Case Western Reserve University’s Kelvin Smith Library staff.

“The Kelvin Smith Library partners to solve community problems and applies what they do to solve problems within their own community,” said Herold. “As quoted in their nomination, ‘Research can be used for the advocacy of communities experiencing disruption and inequality,’ and the library is a shining model of this.

“Noteworthy among numerous reported activities were the Freedman Fellowship for Digital Scholarship program, using space assessment data to make changes in support of student success, and its National Personal Librarian Conference,” Herold continued. “The library not only embodies their strategic plan goals of ‘research,’ ‘learn,’ and ‘experience’ in everything they do, but also is user feedback driven to ‘continuously redesign the library to ensure that new generations of students continue to respond positively so that they see the library as being their library.’”

The Freedman Student Fellowship for Digital Scholarship program supports full-time faculty with integrating new digital tools and technology into their research. Since its inception in 2010, the program has awarded more than $90,000 to more than 50 faculty members for a wide range of projects, including a sexual assault kit initiative using ArcGIS visual mapping software to plot assault data, undergraduate student research on race and education in Cleveland Heights, and 3-D imaging of artifacts from the Cleveland Museum of Natural History to increase their accessibility through a virtual reality experience.”

“We are elated to receive this important recognition of the collaborative achievements of our highly motivated and creative staff, who work tirelessly to ensure student success, advance research, and provide a conducive environment to stimulate a love of learning,” said Arnold Hirshon, associate provost and university librarian at Case Western Reserve University. “Our culture is one of unceasing reinvention, with a commitment to continuous exploration, experimentation, systematic program development, and rigorous assessment. Being the recipients of the ACRL award inspires us to persevere in our never-ending pursuit to provide pioneering, vibrant, and highly user-centric programs, services, and facilities for our university community.”

Each winning library will receive $3,000 and a plaque, to be presented at an award ceremony held on each recipient’s campus.

Bluemle receives IS Ilene F. Rockman Publication of the Year Award

Stefanie R. Bluemle, research and instruction librarian and instruction coordinator at Augustana College, has been chosen as the winner of the Instruction Section’s Ilene F. Rockman Publication of the Year Award for her article “Post-Facts: Information Literacy and Authority after the 2016 Election,” published in 2018 by portal: Libraries & the Academy. The award recognizes an outstanding publication related to library instruction published in the past two years.

Stefanie R. Bluemle

Stefanie R. Bluemle

The award, donated by Carrick Enterprises, consists of a plaque and a cash prize of $1,000.

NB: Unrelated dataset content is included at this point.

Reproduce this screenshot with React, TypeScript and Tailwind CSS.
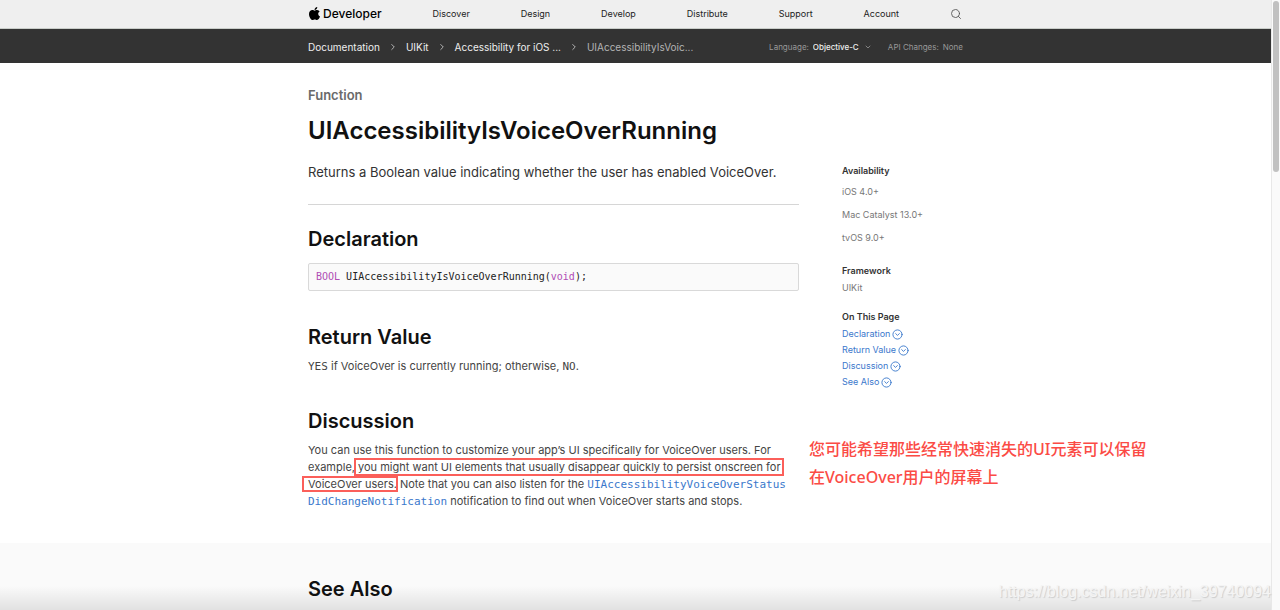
import { ChevronDown, ChevronRight, CircleChevronDown, Search } from "lucide-react";
import { FaApple } from "react-icons/fa";

const NAV_ITEMS = ["Discover", "Design", "Develop", "Distribute", "Support", "Account"];
const CRUMBS = ["Documentation", "UIKit", "Accessibility for iOS ..."];
const PLATFORMS = ["iOS 4.0+", "Mac Catalyst 13.0+", "tvOS 9.0+"];
const SECTIONS = [
  { label: "Declaration", href: "#declaration" },
  { label: "Return Value", href: "#return-value" },
  { label: "Discussion", href: "#discussion" },
  { label: "See Also", href: "#see-also" },
];

const CONTAINER = "mx-auto w-full max-w-[655px]";
const HEADING = "text-[20px] leading-6 font-semibold text-[#111]";
const MONO = "font-['DejaVu_Sans_Mono','Liberation_Mono',monospace]";

function GlobalNav() {
  return (
    <nav aria-label="Global" className="h-[29px] shrink-0 border-b border-[#c9cdc9] bg-[#efefef]">
      <div className={`${CONTAINER} flex h-full items-center justify-between text-[9px] text-[#222]`}>
        <a href="#" className="flex items-center gap-px text-[12px] font-medium text-black">
          <FaApple className="-ml-px mb-0.5 size-[15px]" />
          Developer
        </a>
        {NAV_ITEMS.map((item) => (
          <a key={item} href="#">
            {item}
          </a>
        ))}
        <button type="button" aria-label="Search" className="mr-px text-[#555]">
          <Search className="size-3" strokeWidth={1.75} />
        </button>
      </div>
    </nav>
  );
}

function Breadcrumbs() {
  return (
    <div className="h-[34px] shrink-0 bg-[#333] pt-0.5 text-[#eee]">
      <div className={`${CONTAINER} flex h-full items-center justify-between`}>
        <ol className="flex items-center text-[10px]">
          {CRUMBS.map((crumb) => (
            <li key={crumb} className="flex items-center">
              <a href="#">{crumb}</a>
              <ChevronRight className="mx-2 size-[10px] text-[#ccc]" />
            </li>
          ))}
          <li className="text-[#b4b4b4]">UIAccessibilityIsVoic...</li>
        </ol>
        <div className="flex items-center text-[8px] text-[#999]">
          <label htmlFor="language">Language:</label>
          <div className="relative ml-1">
            <select id="language" className="appearance-none bg-transparent pr-[13px] font-medium text-[#eee]">
              <option>Objective-C</option>
            </select>
            <ChevronDown className="pointer-events-none absolute top-1/2 right-0 size-2 -translate-y-1/2 text-[#aaa]" />
          </div>
          <span className="ml-4">API Changes:</span>
          <a href="#" className="ml-1">
            None
          </a>
        </div>
      </div>
    </div>
  );
}

function Sidebar() {
  return (
    <aside className="w-[121px] shrink-0 pt-[100px] text-[9px] leading-4 text-[#777]">
      <h3 className="font-semibold text-[#333]">Availability</h3>
      <ul className="mt-[5px] space-y-[7px]">
        {PLATFORMS.map((platform) => (
          <li key={platform}>{platform}</li>
        ))}
      </ul>
      <h3 className="mt-[17px] font-semibold text-[#333]">Framework</h3>
      <p className="mt-px">UIKit</p>
      <h3 className="mt-[13px] font-semibold text-[#333]">On This Page</h3>
      <ul className="mt-px text-[#3a78cc]">
        {SECTIONS.map(({ label, href }) => (
          <li key={href}>
            <a href={href} className="flex items-center gap-0.5">
              {label}
              <CircleChevronDown className="size-[11px]" />
            </a>
          </li>
        ))}
      </ul>
    </aside>
  );
}

function Article() {
  return (
    <article className="min-w-0 flex-1 pt-[22px] text-[11px] leading-[17px] text-[#444]">
      <p className="text-[13px] leading-5 font-semibold text-[#6a6a6a]">Function</p>
      <h1 className="mt-[10px] text-[24px] leading-8 font-semibold text-[#111]">
        UIAccessibilityIsVoiceOverRunning
      </h1>
      <p className="mt-[15px] border-b border-[#d6d6d6] pb-[22px] text-[13px] leading-5 text-[#333]">
        Returns a Boolean value indicating whether the user has enabled VoiceOver.
      </p>

      <h2 id="declaration" className={`${HEADING} mt-[22px]`}>
        Declaration
      </h2>
      <pre className={`${MONO} mt-3 rounded-xs border border-[#d9d9d9] bg-[#fafafa] px-[7px] py-[5px] text-[10px] leading-4 text-[#222]`}>
        <span className="text-[#b04db5]">BOOL</span> UIAccessibilityIsVoiceOverRunning(
        <span className="text-[#b04db5]">void</span>);
      </pre>

      <h2 id="return-value" className={`${HEADING} mt-[34px]`}>
        Return Value
      </h2>
      <p className="mt-[9px]">
        <code className={MONO}>YES</code> if VoiceOver is currently running; otherwise,{" "}
        <code className={MONO}>NO</code>.
      </p>

      <h2 id="discussion" className={`${HEADING} mt-[34px]`}>
        Discussion
      </h2>
      <div className="relative mt-[9px]">
        <p className="whitespace-nowrap">
          You can use this function to customize your app’s UI specifically for VoiceOver users. For
          <br />
          example, you might want UI elements that usually disappear quickly to persist onscreen for
          <br />
          VoiceOver users. Note that you can also listen for the{" "}
          <a href="#" className={`${MONO} text-[#3a78cc]`}>
            UIAccessibilityVoiceOverStatus
            <br />
            DidChangeNotification
          </a>{" "}
          notification to find out when VoiceOver starts and stops.
        </p>
        {/* marked passage and its translation */}
        <div className="absolute top-4 left-[46px] h-[18px] w-[430px] border-2 border-[#fb5f5a]" />
        <div className="absolute top-[34px] -left-[6px] h-4 w-[96px] border-2 border-[#fb5f5a]" />
        <p
          lang="zh"
          className="absolute -top-[7px] left-[501px] whitespace-nowrap font-['Noto_Sans','Noto_Sans_CJK_SC',sans-serif] text-[16px] leading-7 font-medium text-[#fb4b45]"
        >
          您可能希望那些经常快速消失的UI元素可以保留
          <br />
          在VoiceOver用户的屏幕上
        </p>
      </div>
    </article>
  );
}

export default function App() {
  return (
    <div className="flex h-screen overflow-hidden bg-white font-['Inter',sans-serif]">
      <div className="relative flex min-w-0 flex-1 flex-col">
        <GlobalNav />
        <Breadcrumbs />
        <main className="flex flex-1 flex-col">
          <div className={`${CONTAINER} flex gap-[43px] pb-[33px]`}>
            <Article />
            <Sidebar />
          </div>
          <section className="flex-1 bg-[#fafafa]">
            <div className={`${CONTAINER} pt-[34px]`}>
              <h2 id="see-also" className={HEADING}>
                See Also
              </h2>
            </div>
          </section>
        </main>
        <div className="pointer-events-none absolute inset-x-0 bottom-0 h-6 bg-linear-to-b from-transparent to-black/10" />
        <p className="absolute right-0 bottom-[9px] font-['Liberation_Sans',sans-serif] text-[16px] leading-[18px] text-[#f4f4f4] [text-shadow:1px_1px_1px_#ccc]">
          https://blog.csdn.net/weixin_39740094
        </p>
      </div>
      <div className="w-[9px] shrink-0 border-l border-[#e8e8e8] bg-[#fafafa] pt-px pl-px">
        <div className="h-[171px] w-[6px] rounded-full bg-[#c1c1c1]" />
      </div>
    </div>
  );
}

Post-truth politics poses a great challenge to teaching authority in information literacy, and teaching source evaluation is not a catch-all antidote to fake news or media illiteracy. Bluemle addresses the implications of post-fact politics for the concept of authority as defined by the ACRL Framework for Information Literacy for Higher Education and illustrates which elements of authority librarians must rethink in light of recent events.

“Bluemle’s article explores the timely issue of ‘post-facts’ in today’s world and the implications for those engaged in information literacy work,” said Award Committee Chair Jo Angela Oehrli of the University of Michigan. “More than just talking about ‘fake news,’ Bluemle traces the development of the issues that have contributed to the current climate of post-facts. The article pushes academic librarians to question their own notions of what authority is in light of these larger cultural trends.”

Kellam named Marta Lange/SAGE-CQ Press Award winner

Lynda Kellam, social sciences data librarian at the University of North Carolina-Greensboro, has been awarded the Politics, Policy, and International Relations Section Marta Lange/SAGE-CQ Press Award. The award, established in 1996 by LPSS, honors an academic or law librarian who has made distinguished contributions to bibliography and information service in law or political science.

Lynda Kellam

Lynda Kellam

SAGE-CQ Press, sponsor of the award, will present the $1,000 award and plaque to Kellam during the ALA Annual Conference.

“Lynda Kellam has provided distinguished service in political science librarianship,” said Award Chair Erin Ackerman, social sciences librarian at the College of New Jersey. “The tools and programs she has created have an enormous impact on the profession as a whole and individual librarians.

“Lynda created and continues to coordinate the webinar series ‘Help! I’m an Accidental Government Information Librarian,’” Ackerman continued. “These webinars cover a wide range of topics from Brexit to Census data to the U.S. Geological Survey. With this series—now in its ninth year—as well as in her work on academic databrarianship, Lynda creates opportunities for librarians to connect and share the information that helps us do our jobs better.”